You also need to watch for security breaches, which could cost your company millions. Your customers need to know that their information is safe, so invest in top-notch digital security and data recovery system. Essential documents get erased all the time, so it’s important to have both so maintain the loyalty of your customers long-term.
Neglecting to Cross-Train
Many start-ups want to act like they’re already an established business. While this is great as a concept when implemented, it could spell disaster for your business. If you have too many specialized workers or job descriptions, you could end up paying 6 professionals instead of 3. Cross-training can significantly lower business costs.

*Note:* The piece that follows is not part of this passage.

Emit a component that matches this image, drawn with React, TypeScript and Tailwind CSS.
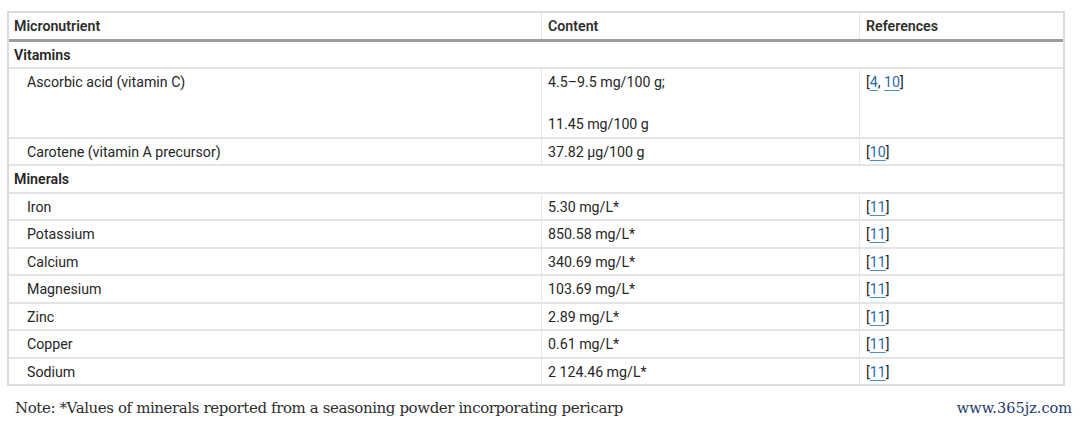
import React from "react";

const sans = { fontFamily: "Roboto, 'Noto Sans', sans-serif" };

type Row = { name: string; content: React.ReactNode; refs: number[]; tall?: boolean };

const vitamins: Row[] = [
  {
    name: "Ascorbic acid (vitamin C)",
    content: (
      <>
        <div>4.5–9.5 mg/100 g;</div>
        <div className="mt-[26.5px]">11.45 mg/100 g</div>
      </>
    ),
    refs: [4, 10],
    tall: true,
  },
  { name: "Carotene (vitamin A precursor)", content: "37.82 µg/100 g", refs: [10] },
];

const minerals: Row[] = [
  { name: "Iron", content: "5.30 mg/L*", refs: [11] },
  { name: "Potassium", content: "850.58 mg/L*", refs: [11] },
  { name: "Calcium", content: "340.69 mg/L*", refs: [11] },
  { name: "Magnesium", content: "103.69 mg/L*", refs: [11] },
  { name: "Zinc", content: "2.89 mg/L*", refs: [11] },
  { name: "Copper", content: "0.61 mg/L*", refs: [11] },
  { name: "Sodium", content: "2 124.46 mg/L*", refs: [11] },
];

function Refs({ refs }: { refs: number[] }) {
  return (
    <span>
      [
      {refs.map((r, i) => (
        <React.Fragment key={r}>
          {i > 0 && ", "}
          <a className="text-[#1f6ca8] underline underline-offset-[3px] decoration-[#4a8fc2]">{r}</a>
        </React.Fragment>
      ))}
      ]
    </span>
  );
}

function DataRow({ row, last }: { row: Row; last?: boolean }) {
  return (
    <div className={`flex ${last ? "" : "border-b-2 border-[#e4e4e4]"}`}>
      <div className="w-[533px] shrink-0 border-r border-[#e6e6e6] pl-[18px] pt-[6px] pb-[4px]">{row.name}</div>
      <div className="w-[318px] shrink-0 border-r border-[#e6e6e6] pl-[6px] pt-[6px] pb-[4px]">{row.content}</div>
      <div className="flex-1 pl-[6px] pt-[6px] pb-[4px]">
        <Refs refs={row.refs} />
      </div>
    </div>
  );
}

function GroupRow({ label }: { label: string }) {
  return (
    <div className="border-b-2 border-[#e4e4e4] pl-[5px] pt-[6px] pb-[4px] font-semibold text-[#262626]">{label}</div>
  );
}

export default function App() {
  return (
    <div className="w-[1080px] h-[426px] bg-white pt-[11px] overflow-hidden">
      <div
        className="ml-[7px] w-[1058px] border-2 border-[#dcdcdc] text-[14.2px] leading-[15.5px] text-[#262626]"
        style={sans}
      >
        <div className="flex border-b-[3px] border-[#9c9c9c] font-semibold text-[#2e2e2e]">
          <div className="w-[533px] shrink-0 border-r border-[#e6e6e6] pl-[5px] pt-[6px] pb-[4px]">Micronutrient</div>
          <div className="w-[318px] shrink-0 border-r border-[#e6e6e6] pl-[6px] pt-[6px] pb-[4px]">Content</div>
          <div className="flex-1 pl-[6px] pt-[6px] pb-[4px]">References</div>
        </div>
        <GroupRow label="Vitamins" />
        {vitamins.map((r) => (
          <DataRow key={r.name} row={r} />
        ))}
        <GroupRow label="Minerals" />
        {minerals.map((r, i) => (
          <DataRow key={r.name} row={r} last={i === minerals.length - 1} />
        ))}
      </div>
      <div className="flex items-baseline justify-between mt-[12px] pl-[15px] pr-[8px]">
        <div
          className="text-[15px] leading-[20px] tracking-[-0.4px] text-[#2e2e2e]"
          style={{ fontFamily: "'DejaVu Serif', 'Liberation Serif', serif" }}
        >
          Note: *Values of minerals reported from a seasoning powder incorporating pericarp
        </div>
        <div
          className="text-[14.5px] leading-[20px] text-[#1f3a6a]"
          style={{ fontFamily: "'DejaVu Serif', serif" }}
        >
          www.365jz.com
        </div>
      </div>
    </div>
  );
}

There are many additional benefits to cross-training, including the added perspective of multiple different skill sets. Cross-training ensures that everything gets done on time, and there are fewer professionals who tell you that what they’re doing “wasn’t in their job description.” When responsibilities overlap, there is a higher degree of participation and accountability.
Growing too Quickly
Rapid expansion is usually a good thing because it means your business is succeeding. However, growing too quickly can actually destroy your business before you start to grow traction. While it’s tempting to search for investors, patten your idea and stock upon employees, you’ll find that this growth will steer you directly into bankruptcy.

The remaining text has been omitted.